THE EXERCISE: Each line from the beginning of the data below through the line containing "import React from" should be repeated exactly, please.

=======

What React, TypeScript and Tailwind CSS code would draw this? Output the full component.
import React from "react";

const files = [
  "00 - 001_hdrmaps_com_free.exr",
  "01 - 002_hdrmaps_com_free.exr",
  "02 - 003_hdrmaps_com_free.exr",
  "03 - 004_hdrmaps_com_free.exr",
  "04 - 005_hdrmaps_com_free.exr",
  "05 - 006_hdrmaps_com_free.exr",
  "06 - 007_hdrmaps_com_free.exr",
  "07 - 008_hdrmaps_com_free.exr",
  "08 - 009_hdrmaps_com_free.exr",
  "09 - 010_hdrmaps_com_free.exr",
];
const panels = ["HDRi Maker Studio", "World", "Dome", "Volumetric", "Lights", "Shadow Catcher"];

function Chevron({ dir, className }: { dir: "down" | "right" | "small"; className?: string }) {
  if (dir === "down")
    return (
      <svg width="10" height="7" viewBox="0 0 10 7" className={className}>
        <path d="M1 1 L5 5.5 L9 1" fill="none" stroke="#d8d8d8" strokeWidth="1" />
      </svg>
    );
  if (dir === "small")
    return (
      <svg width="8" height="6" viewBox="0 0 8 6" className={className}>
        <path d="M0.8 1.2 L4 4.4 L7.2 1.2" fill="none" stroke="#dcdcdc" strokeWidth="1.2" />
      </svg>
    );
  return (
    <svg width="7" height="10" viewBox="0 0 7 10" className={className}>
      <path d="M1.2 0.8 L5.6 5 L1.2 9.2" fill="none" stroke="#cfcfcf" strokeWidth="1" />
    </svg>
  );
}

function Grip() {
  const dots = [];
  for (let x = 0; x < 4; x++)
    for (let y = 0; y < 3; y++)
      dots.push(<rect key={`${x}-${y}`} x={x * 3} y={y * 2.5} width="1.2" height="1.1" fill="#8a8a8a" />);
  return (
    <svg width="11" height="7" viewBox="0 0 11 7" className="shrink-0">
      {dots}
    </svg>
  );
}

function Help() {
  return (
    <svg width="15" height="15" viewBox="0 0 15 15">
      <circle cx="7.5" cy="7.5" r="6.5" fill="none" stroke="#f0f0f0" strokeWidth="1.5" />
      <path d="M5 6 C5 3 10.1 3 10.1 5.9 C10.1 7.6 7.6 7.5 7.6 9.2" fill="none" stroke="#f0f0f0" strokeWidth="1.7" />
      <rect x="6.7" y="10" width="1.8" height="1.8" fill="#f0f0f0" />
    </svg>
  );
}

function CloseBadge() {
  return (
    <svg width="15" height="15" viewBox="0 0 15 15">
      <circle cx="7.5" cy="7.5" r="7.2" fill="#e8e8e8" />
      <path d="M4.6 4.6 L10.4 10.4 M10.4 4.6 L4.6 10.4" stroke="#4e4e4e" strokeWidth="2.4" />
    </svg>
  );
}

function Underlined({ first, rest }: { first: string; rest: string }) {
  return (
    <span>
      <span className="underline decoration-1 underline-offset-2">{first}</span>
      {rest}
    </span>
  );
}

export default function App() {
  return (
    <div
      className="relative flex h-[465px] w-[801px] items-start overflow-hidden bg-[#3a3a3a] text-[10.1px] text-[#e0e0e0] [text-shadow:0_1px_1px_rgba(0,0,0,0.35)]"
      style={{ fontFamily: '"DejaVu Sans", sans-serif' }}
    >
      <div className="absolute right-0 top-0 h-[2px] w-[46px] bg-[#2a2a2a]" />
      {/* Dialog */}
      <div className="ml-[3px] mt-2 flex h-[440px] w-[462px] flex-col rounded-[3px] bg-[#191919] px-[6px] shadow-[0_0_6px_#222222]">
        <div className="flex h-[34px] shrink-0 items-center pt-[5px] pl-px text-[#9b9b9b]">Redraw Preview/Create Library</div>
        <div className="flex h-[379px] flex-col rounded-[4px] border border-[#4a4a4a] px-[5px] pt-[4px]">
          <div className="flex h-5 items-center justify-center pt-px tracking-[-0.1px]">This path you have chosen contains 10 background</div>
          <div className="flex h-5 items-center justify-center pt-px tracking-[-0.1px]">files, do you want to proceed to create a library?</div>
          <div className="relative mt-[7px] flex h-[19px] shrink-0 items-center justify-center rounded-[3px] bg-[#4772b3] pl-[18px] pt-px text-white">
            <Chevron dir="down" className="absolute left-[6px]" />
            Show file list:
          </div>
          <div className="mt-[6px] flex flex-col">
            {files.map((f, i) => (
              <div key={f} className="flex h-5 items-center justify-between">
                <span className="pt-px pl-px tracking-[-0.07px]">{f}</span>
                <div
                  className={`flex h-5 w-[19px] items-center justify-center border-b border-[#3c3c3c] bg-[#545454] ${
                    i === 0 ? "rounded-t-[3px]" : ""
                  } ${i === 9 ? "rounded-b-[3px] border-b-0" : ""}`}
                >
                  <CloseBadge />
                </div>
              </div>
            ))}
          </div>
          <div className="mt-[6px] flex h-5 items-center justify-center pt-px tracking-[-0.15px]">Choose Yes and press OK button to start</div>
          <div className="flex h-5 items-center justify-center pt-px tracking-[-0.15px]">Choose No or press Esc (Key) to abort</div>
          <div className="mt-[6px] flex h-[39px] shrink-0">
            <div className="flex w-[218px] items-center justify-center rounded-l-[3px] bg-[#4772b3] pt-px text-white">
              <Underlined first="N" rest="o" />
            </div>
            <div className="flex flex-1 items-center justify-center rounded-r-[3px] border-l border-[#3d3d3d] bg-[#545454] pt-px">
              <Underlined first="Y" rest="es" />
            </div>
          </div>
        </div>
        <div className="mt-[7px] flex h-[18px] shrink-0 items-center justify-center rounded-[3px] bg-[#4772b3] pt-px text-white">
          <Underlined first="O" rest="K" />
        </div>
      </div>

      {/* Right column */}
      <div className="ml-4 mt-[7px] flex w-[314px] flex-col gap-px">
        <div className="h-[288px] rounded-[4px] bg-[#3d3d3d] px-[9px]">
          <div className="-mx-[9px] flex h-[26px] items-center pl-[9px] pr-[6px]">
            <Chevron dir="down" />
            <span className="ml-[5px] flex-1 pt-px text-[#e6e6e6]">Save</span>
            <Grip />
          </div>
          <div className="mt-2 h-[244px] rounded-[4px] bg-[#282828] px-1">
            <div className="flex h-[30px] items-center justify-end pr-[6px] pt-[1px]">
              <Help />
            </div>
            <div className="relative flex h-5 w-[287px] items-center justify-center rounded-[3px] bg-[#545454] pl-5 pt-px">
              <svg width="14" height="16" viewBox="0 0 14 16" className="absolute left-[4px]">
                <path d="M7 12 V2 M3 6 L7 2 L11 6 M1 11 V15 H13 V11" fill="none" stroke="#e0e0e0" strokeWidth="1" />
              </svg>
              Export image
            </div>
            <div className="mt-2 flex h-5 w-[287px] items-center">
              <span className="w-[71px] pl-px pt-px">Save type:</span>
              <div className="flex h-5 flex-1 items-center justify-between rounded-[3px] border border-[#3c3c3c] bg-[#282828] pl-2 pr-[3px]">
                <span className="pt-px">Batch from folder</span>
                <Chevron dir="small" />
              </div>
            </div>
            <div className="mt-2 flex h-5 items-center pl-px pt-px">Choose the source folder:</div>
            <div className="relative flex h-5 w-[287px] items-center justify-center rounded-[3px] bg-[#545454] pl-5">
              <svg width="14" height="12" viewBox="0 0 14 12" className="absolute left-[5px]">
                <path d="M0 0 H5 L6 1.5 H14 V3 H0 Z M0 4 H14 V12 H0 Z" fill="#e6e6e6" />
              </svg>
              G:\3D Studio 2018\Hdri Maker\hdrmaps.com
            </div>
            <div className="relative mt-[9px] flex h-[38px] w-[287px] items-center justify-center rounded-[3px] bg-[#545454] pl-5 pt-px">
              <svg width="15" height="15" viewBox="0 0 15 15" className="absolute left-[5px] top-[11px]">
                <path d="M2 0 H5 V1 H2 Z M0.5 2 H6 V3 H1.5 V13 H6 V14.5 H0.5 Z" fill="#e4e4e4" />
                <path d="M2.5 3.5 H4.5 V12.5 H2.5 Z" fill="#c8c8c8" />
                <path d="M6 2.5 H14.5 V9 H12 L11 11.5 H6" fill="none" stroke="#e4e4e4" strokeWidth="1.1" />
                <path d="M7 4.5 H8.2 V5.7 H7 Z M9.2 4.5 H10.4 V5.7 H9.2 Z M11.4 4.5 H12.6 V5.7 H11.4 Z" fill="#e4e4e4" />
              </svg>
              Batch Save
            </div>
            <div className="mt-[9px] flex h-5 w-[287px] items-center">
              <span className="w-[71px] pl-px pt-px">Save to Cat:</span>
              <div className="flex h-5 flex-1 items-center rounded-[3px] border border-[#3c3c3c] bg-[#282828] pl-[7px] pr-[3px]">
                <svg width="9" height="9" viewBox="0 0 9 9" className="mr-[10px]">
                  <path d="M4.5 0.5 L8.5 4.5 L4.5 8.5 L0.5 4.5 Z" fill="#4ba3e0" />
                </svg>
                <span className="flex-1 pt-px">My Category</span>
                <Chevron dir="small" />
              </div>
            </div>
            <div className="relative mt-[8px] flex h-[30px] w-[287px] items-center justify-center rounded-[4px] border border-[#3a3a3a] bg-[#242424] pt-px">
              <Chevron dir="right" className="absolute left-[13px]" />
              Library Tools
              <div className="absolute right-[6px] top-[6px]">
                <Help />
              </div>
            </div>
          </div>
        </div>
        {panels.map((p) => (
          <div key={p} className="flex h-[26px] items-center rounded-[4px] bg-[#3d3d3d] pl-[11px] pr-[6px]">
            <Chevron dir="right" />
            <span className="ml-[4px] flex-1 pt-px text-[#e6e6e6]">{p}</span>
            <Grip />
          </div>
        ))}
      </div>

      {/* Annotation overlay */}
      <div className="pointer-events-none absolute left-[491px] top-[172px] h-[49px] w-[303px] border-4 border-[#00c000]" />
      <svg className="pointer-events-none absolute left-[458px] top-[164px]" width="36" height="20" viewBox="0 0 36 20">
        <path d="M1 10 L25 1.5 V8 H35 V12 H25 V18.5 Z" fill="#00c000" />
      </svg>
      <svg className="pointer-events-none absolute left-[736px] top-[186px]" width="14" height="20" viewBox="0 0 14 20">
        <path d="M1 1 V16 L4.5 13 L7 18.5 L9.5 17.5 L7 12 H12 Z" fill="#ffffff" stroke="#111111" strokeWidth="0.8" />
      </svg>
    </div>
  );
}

=======

WORKED SOLUTION:
What React, TypeScript and Tailwind CSS code would draw this? Output the full component.
import React from "react";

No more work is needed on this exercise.